In the mean time, during my troubleshooting I created another problem…
To begin with, I pulled the cooktop out of the counter & unplugged the power but did not disconnect any of the gas piping (didn’t want to go that far into it). Nevertheless, I was trying to lift the top cover to look under. And each of the 4 burners is help-up, pressed up, against the top by means of 3 small screws under the spil-guard (ring cover around each burner). But as I tried to remove the screws for one of them, all 3 screws sheered-off! (the 1st did, right off; wd40 on the other 2 didn’t help at all). Needless to say I stoped any attempt from removing screws from any of the other burners.
But now I had a “sunk” burner, about leveled with the top cover itself and help in place just by the gas pipes under.
I was able lift the cover up (with all burners attached) just enough to look under & do a temporary fix for the sunk burner, with a small, rolled-up, section of stainless steel chimney mounting strap, from http://www.crutchfield.com/S-9eCWOzv8qFM/cgi-bin/ProdView.asp?g=15920&tab=detailed_info&i=209TV32#Tab
http://www.ronard.com/ychim.html (the straps hold the whole thing around the chimney).
I bent in about 1/2” of its end back into the roll (like spinning in the opposite direction), and then I stood the roll directly under the burner (right next to where the gas pipe plugs in). So it has a snug fit and kind of “springs” up (becaused of the bend-in segment) against the burner.
I know I’ll probably end up installing a new cooktop all together, just a matter of when I get some $$ in my pocket. But for now, is the fix I made safe? I mean, I know mechanically the roll sits well and it isn’t going anywhere, holding the burner in place real good. But does the burner heat-up on the underside? Will the small roll heat up under the burner?
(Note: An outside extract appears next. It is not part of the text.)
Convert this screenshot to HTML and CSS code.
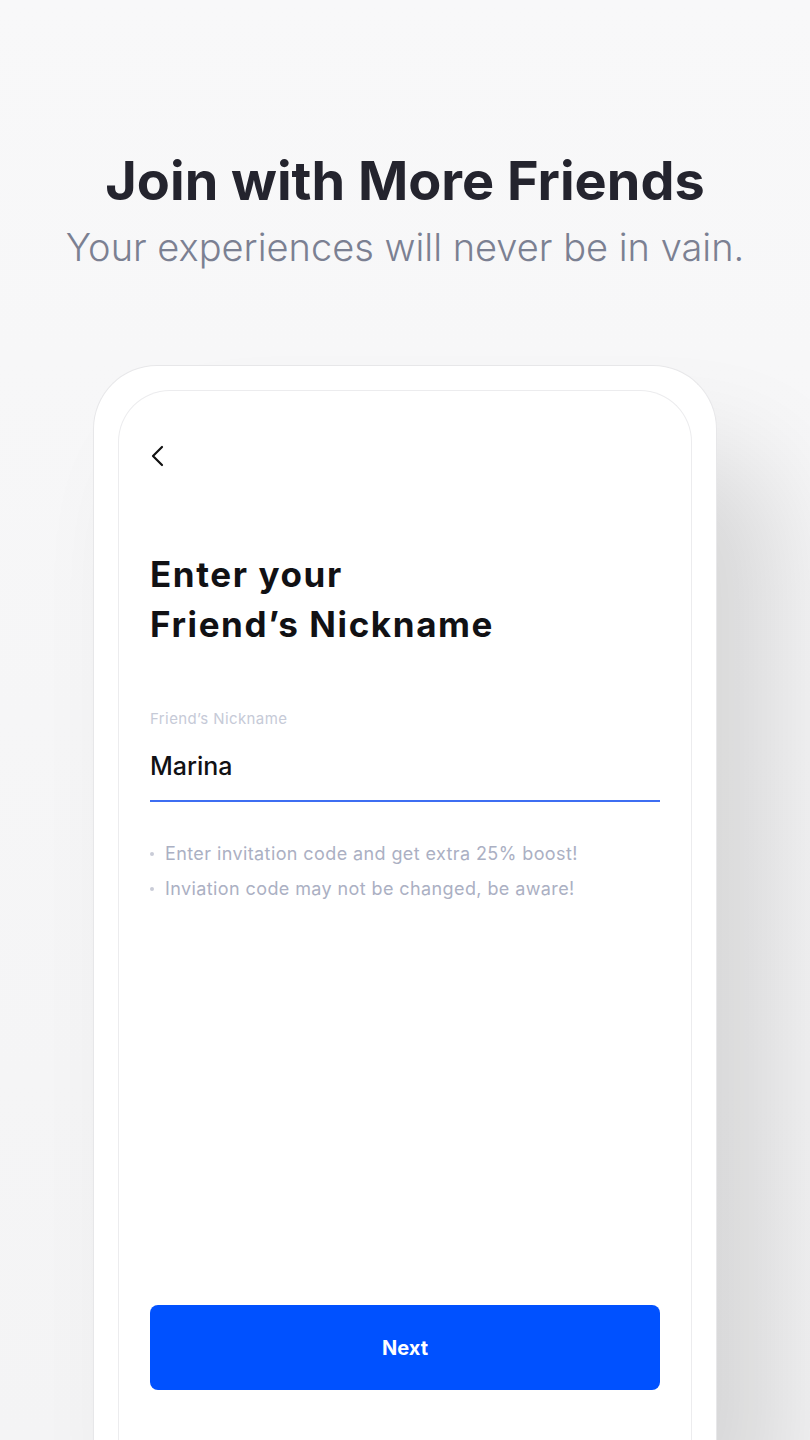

Thanks for sharing your wisdom!
JC
Okay I’m an idiot. I was cleaning the stove and during the process I wanted a bit of warm water on it apparently got it into the wrong spot on my gas stove and not knowing what to do with the smoke curling up I let it be. Now my knob for the front burner releases gas but activates the igniter on the back burner!
I figure I’m going to have to pry this baby apart but before I did I wanted to ask if you could tell me what in the world I should be looking for?